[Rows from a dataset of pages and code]

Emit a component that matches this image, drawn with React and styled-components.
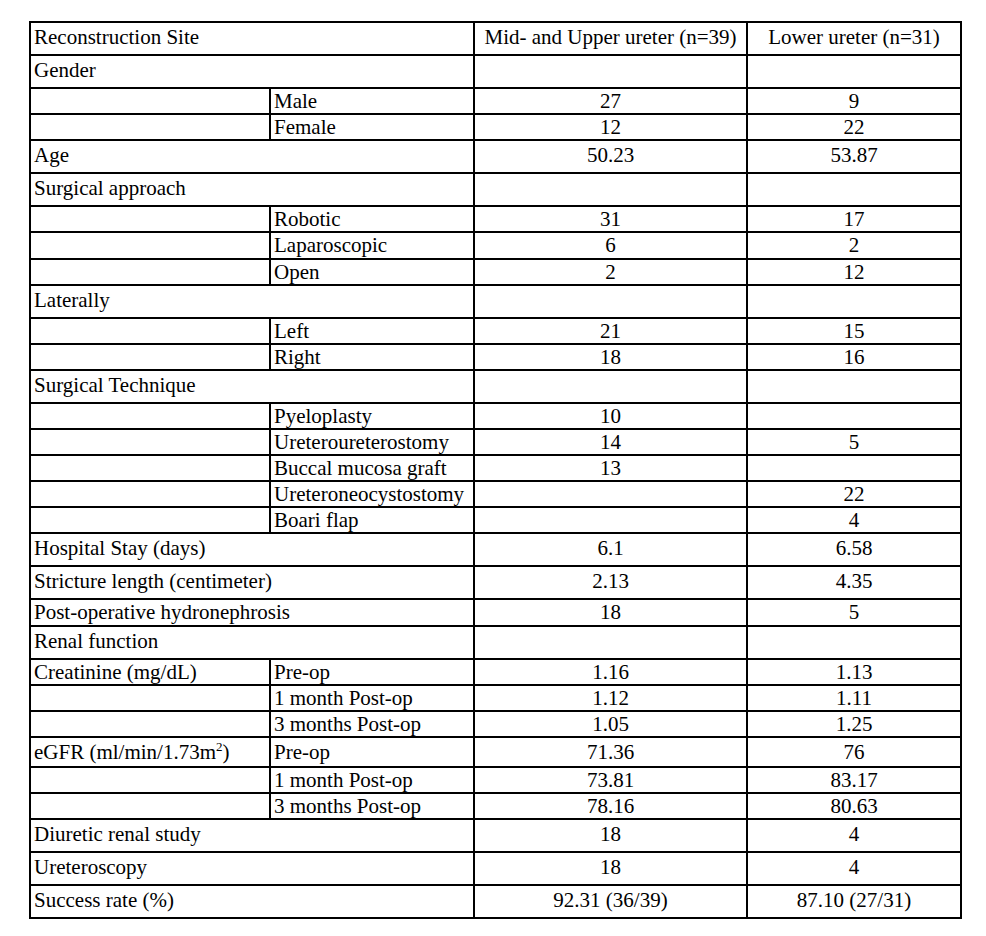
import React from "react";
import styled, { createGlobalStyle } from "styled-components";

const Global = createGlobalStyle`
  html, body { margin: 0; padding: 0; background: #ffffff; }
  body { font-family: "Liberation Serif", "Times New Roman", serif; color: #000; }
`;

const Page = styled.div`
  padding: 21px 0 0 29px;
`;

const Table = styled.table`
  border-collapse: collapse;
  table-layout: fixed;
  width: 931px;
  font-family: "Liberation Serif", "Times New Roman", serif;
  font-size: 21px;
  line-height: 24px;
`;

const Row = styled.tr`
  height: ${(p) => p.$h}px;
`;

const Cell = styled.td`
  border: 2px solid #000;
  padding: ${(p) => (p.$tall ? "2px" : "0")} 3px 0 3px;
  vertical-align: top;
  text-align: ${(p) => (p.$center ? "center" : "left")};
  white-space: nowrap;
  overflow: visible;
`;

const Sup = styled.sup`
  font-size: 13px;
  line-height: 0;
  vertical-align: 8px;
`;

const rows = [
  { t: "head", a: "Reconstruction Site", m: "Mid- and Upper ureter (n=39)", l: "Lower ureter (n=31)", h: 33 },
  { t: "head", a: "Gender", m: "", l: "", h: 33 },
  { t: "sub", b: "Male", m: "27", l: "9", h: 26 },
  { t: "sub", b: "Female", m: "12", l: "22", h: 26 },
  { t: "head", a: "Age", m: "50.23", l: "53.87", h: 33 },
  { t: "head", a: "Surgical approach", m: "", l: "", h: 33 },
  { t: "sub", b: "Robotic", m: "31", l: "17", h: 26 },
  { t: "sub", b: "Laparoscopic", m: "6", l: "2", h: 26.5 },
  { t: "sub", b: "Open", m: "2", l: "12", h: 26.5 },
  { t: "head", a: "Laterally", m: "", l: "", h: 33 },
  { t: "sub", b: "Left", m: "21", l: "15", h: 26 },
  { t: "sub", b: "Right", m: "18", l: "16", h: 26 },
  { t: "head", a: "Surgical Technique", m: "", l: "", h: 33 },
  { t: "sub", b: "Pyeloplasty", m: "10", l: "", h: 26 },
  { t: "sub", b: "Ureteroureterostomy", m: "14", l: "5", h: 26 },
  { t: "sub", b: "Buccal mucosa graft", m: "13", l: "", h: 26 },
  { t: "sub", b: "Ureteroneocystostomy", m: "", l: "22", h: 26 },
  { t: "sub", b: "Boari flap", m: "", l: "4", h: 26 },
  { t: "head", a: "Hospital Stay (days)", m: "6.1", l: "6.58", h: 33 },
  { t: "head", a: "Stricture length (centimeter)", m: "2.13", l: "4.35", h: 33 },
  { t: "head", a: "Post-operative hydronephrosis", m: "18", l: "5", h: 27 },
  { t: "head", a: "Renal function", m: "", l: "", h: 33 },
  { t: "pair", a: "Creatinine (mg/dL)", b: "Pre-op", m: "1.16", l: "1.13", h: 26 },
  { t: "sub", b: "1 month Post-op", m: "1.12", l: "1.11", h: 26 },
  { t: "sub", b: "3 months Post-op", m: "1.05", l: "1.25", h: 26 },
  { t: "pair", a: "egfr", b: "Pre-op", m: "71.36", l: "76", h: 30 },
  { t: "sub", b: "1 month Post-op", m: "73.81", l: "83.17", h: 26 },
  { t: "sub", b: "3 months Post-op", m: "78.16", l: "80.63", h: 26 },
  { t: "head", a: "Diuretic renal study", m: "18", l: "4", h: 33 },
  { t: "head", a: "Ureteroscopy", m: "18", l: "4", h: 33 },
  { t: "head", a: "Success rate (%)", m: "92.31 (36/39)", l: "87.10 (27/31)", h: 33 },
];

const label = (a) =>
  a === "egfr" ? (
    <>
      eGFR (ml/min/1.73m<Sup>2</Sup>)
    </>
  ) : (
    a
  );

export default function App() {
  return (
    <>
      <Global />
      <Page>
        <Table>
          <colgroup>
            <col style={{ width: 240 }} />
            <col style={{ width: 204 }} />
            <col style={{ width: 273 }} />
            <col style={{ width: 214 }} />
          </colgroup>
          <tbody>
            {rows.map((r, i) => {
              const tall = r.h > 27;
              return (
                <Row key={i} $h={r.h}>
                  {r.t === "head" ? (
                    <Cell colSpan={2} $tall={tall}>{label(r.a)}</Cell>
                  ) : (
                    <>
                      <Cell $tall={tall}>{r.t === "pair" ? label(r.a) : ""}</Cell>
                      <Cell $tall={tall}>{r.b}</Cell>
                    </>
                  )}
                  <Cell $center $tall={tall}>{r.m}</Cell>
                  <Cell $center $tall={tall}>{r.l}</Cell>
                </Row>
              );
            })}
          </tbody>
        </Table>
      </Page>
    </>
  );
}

==

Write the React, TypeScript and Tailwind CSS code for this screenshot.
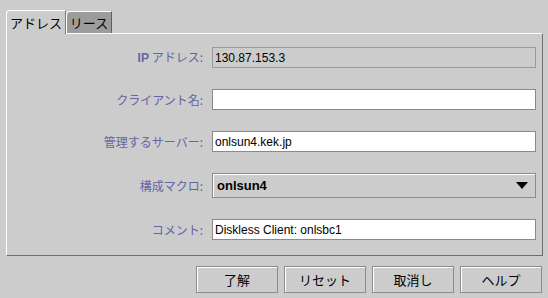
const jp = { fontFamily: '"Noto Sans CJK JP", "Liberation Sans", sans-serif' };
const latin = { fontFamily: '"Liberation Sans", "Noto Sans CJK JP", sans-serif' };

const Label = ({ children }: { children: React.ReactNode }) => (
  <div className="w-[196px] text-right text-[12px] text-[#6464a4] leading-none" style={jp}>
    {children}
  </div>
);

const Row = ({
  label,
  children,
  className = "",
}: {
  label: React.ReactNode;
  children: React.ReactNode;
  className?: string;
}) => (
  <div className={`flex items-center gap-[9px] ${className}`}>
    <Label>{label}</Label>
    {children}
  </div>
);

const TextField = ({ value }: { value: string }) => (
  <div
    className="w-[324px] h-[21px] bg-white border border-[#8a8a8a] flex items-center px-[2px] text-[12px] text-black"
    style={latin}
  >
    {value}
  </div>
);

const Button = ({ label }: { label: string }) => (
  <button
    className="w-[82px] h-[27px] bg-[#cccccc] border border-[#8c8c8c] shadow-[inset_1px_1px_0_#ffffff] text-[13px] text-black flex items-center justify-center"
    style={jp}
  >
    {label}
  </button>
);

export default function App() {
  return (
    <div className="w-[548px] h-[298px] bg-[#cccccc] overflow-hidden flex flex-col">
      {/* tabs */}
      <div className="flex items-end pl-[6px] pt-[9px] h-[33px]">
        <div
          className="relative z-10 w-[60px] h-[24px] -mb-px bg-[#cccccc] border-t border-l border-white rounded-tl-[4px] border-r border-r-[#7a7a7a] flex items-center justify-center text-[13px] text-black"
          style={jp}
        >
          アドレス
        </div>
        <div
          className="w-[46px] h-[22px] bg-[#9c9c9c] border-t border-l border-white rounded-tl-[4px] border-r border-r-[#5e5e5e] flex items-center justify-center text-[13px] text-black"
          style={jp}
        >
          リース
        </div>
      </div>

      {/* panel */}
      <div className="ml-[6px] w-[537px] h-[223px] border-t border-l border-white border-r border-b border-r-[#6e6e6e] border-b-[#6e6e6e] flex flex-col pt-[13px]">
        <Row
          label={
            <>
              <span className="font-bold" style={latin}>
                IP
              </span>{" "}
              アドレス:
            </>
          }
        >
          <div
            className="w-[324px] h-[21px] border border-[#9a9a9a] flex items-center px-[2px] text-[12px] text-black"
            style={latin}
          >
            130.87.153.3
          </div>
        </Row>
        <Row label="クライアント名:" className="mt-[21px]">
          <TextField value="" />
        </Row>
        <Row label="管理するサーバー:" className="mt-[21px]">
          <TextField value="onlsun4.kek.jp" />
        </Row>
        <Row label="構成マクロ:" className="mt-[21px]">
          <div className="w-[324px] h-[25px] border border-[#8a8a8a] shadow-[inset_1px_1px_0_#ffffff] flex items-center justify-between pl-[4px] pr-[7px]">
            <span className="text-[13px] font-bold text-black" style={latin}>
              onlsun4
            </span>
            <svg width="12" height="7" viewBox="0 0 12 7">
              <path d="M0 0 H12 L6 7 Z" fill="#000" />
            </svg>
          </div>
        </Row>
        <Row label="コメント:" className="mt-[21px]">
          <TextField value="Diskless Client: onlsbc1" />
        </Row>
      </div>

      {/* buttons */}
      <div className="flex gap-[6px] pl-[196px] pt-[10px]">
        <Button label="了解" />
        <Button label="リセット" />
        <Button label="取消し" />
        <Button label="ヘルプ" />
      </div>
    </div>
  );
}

What needs to be done.
Show every line in the records above that contains the word "styled".

Result.
Emit a component that matches this image, drawn with React and styled-components.
import styled, { createGlobalStyle } from "styled-components";
const Page = styled.div`
const Table = styled.table`
const Row = styled.tr`
const Cell = styled.td`
const Sup = styled.sup`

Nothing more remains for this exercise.